▼

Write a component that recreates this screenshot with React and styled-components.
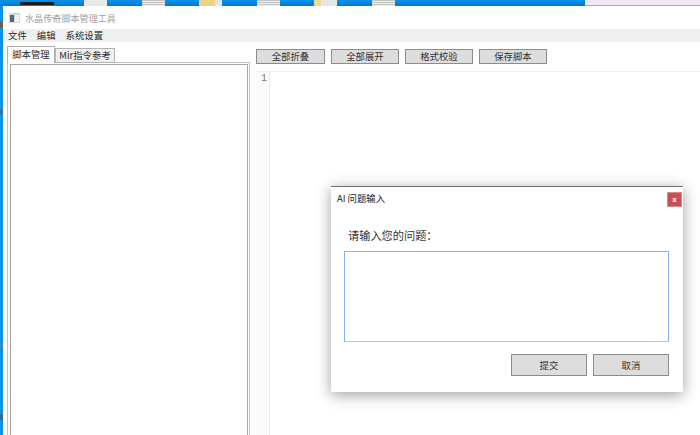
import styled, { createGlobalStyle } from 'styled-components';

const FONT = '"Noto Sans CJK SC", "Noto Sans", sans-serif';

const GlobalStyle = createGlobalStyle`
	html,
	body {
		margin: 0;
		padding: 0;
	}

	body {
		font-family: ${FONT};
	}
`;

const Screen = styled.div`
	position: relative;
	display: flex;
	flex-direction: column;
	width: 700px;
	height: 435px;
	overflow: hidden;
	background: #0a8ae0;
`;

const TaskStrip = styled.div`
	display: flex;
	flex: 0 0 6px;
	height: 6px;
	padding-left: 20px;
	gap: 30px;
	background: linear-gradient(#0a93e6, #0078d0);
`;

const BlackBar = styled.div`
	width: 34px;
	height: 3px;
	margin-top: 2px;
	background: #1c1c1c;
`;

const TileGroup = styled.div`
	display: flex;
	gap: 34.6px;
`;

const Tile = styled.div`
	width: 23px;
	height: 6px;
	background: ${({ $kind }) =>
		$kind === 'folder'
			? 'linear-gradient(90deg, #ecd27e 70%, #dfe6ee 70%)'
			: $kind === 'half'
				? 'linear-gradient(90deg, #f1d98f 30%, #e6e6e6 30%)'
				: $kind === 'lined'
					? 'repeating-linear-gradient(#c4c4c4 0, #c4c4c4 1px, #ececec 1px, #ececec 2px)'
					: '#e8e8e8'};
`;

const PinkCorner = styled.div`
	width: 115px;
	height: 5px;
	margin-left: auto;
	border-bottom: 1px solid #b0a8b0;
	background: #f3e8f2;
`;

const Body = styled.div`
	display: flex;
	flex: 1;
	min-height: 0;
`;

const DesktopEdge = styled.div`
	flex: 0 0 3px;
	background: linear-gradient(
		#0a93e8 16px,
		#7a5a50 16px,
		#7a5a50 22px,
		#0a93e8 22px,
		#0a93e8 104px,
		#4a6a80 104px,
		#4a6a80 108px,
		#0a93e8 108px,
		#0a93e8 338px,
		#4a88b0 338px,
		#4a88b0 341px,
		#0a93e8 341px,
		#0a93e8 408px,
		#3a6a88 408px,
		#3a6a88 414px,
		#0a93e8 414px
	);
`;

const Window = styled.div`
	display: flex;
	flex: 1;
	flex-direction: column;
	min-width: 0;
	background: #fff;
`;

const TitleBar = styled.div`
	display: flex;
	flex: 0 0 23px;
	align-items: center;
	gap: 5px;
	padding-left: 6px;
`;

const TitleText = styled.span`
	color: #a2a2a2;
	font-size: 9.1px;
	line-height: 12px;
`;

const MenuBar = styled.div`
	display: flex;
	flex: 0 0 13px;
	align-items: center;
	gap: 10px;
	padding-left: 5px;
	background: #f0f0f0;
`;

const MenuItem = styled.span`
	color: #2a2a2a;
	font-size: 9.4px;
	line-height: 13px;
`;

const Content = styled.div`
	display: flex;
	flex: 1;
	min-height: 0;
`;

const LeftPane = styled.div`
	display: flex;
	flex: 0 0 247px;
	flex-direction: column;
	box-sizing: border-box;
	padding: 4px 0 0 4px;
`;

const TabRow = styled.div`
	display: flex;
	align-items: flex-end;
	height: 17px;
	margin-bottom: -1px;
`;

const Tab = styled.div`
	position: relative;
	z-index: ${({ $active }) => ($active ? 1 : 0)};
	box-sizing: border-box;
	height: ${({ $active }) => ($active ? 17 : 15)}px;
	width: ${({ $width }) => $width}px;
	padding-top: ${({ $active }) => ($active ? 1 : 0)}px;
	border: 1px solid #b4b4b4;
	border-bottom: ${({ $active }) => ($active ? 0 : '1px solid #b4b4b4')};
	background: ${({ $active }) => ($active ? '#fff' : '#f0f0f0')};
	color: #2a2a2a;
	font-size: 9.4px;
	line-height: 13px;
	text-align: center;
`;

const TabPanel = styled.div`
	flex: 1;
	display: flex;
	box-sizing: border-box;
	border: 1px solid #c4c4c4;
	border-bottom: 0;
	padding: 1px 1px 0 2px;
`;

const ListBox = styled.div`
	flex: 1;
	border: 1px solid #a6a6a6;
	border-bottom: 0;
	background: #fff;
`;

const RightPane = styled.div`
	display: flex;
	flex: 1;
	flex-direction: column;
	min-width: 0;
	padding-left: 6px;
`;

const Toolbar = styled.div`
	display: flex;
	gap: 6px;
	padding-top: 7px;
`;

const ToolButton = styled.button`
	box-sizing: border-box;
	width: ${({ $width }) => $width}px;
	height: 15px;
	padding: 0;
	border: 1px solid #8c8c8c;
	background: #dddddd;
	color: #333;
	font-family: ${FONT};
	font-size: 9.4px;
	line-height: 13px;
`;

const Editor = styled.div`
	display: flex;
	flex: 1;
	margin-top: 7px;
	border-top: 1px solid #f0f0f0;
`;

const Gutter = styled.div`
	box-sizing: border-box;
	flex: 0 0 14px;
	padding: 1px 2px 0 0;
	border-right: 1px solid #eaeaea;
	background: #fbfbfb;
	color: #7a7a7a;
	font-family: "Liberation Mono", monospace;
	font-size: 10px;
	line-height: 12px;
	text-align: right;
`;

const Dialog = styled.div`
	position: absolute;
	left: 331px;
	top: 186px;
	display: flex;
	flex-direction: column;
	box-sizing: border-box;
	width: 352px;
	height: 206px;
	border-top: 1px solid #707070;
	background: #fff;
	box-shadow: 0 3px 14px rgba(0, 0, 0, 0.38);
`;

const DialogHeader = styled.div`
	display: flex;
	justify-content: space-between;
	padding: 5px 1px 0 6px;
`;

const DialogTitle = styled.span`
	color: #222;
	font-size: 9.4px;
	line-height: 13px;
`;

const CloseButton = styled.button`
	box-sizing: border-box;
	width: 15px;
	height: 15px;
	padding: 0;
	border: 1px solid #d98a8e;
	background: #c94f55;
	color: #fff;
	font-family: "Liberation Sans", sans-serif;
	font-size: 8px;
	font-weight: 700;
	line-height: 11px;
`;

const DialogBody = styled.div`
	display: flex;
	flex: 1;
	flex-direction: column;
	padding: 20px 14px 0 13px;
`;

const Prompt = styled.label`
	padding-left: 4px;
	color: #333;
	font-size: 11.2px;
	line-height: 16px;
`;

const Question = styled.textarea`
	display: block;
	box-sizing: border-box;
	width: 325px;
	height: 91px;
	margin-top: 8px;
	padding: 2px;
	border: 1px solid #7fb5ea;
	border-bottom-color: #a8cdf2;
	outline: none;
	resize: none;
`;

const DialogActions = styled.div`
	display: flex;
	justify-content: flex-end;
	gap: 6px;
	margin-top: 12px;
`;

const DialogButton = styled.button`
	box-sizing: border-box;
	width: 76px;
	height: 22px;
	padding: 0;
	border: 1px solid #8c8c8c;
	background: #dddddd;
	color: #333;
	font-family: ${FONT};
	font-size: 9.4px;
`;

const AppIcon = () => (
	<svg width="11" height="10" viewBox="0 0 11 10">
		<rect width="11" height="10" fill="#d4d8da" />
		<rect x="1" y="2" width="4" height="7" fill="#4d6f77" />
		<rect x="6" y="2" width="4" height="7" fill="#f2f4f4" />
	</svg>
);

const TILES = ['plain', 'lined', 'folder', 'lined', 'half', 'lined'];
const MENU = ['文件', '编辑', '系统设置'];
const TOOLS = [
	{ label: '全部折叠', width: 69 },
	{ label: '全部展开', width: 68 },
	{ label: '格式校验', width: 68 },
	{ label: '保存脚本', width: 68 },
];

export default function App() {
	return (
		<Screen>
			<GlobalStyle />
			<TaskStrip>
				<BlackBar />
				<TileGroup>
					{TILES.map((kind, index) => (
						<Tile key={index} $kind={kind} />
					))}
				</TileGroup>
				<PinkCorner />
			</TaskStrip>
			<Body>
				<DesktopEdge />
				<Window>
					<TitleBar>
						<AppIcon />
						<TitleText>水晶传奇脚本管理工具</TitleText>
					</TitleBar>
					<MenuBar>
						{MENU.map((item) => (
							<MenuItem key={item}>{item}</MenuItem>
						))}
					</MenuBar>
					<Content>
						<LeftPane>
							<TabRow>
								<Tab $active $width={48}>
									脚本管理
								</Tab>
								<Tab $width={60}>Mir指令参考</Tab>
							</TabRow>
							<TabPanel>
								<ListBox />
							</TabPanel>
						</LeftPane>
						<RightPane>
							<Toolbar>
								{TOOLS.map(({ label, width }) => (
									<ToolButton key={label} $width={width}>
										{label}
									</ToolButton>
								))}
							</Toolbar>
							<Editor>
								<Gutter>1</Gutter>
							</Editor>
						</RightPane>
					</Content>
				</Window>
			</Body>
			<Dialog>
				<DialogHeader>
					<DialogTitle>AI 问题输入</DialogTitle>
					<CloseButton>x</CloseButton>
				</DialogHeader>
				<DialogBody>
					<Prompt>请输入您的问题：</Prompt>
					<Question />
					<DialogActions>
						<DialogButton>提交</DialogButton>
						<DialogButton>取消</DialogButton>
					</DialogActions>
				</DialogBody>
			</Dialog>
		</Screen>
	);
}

▲

Where a line contains the string "components", extract that line.

• **EXERCISE ANSWER**
Write a component that recreates this screenshot with React and styled-components.
import styled, { createGlobalStyle } from 'styled-components';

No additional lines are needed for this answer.